One common example involves vacancies, which are empty spaces where carbon atoms should exist. When trace elements combine with these vacancies, they form complex defect structures. These structures can absorb light in very specific ways.
For example, certain pink diamonds gain their color partly from distortions in the lattice rather than from foreign atoms alone. During geological movement, the crystal structure may shift slightly. That distortion alters the path of light inside the stone.
Trace elements sometimes stabilize these defects or enhance their optical effects. As a result, the final color often reflects both chemistry and crystal structure. Scientists often compare this interaction to tuning a musical instrument. Each adjustment changes the final tone.

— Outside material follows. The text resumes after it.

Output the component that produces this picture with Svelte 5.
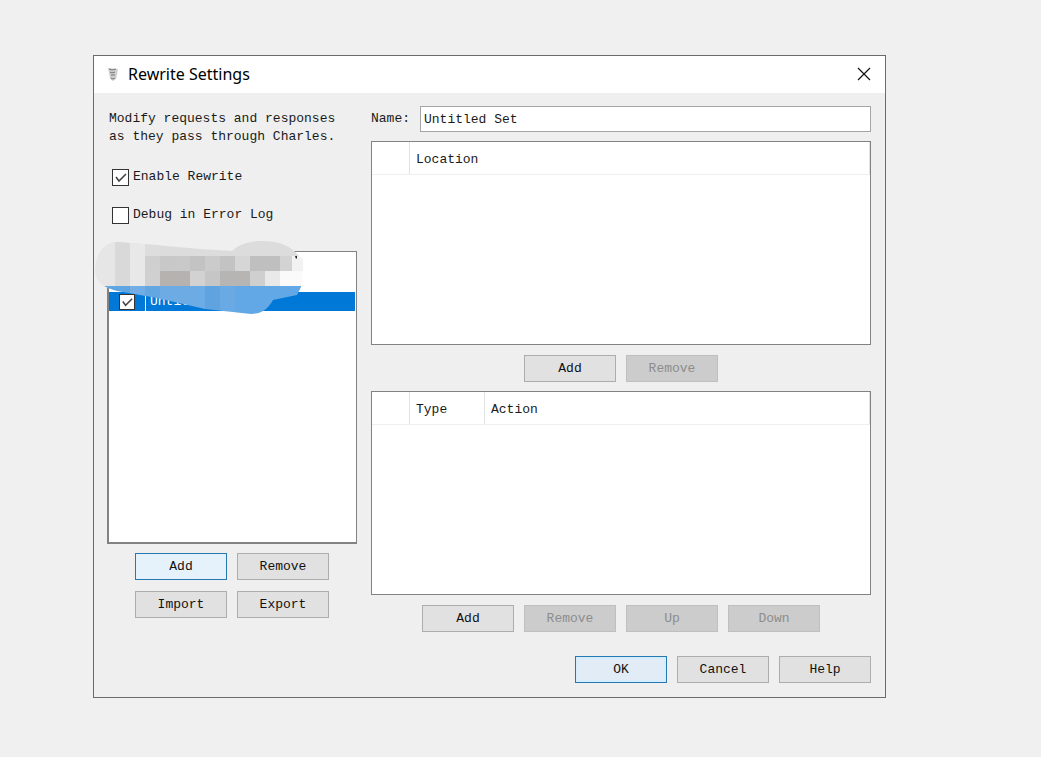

Because of this complexity, fancy colored diamonds rarely owe their color to a single factor. Instead, color emerges from a combination of trace elements, lattice distortions, and geological history.
Why Trace Elements Matter in Diamond Science
Trace elements do more than create beautiful colors. They also provide clues about how diamonds formed. By studying impurities, researchers can reconstruct the conditions deep within the Earth’s mantle millions or even billions of years ago.
For example, the presence of boron suggests that oceanic materials may have traveled deep into the mantle through tectonic processes. Nitrogen concentrations can reveal how long a diamond remained under high temperatures before reaching the surface. Each impurity acts like a geological fingerprint.
Gemologists also rely on trace element analysis to distinguish natural fancy colored diamonds from treated or laboratory-grown stones. Advanced instruments can detect impurity patterns that differ between natural and synthetic diamonds.
Understanding these details helps scientists classify diamonds more accurately. It also enriches the broader study of Earth’s deep geology. A small gemstone can carry valuable information about processes occurring far beneath the surface.
In short, trace elements transform diamonds into tiny time capsules. They record the chemical and geological conditions present during the stone’s formation.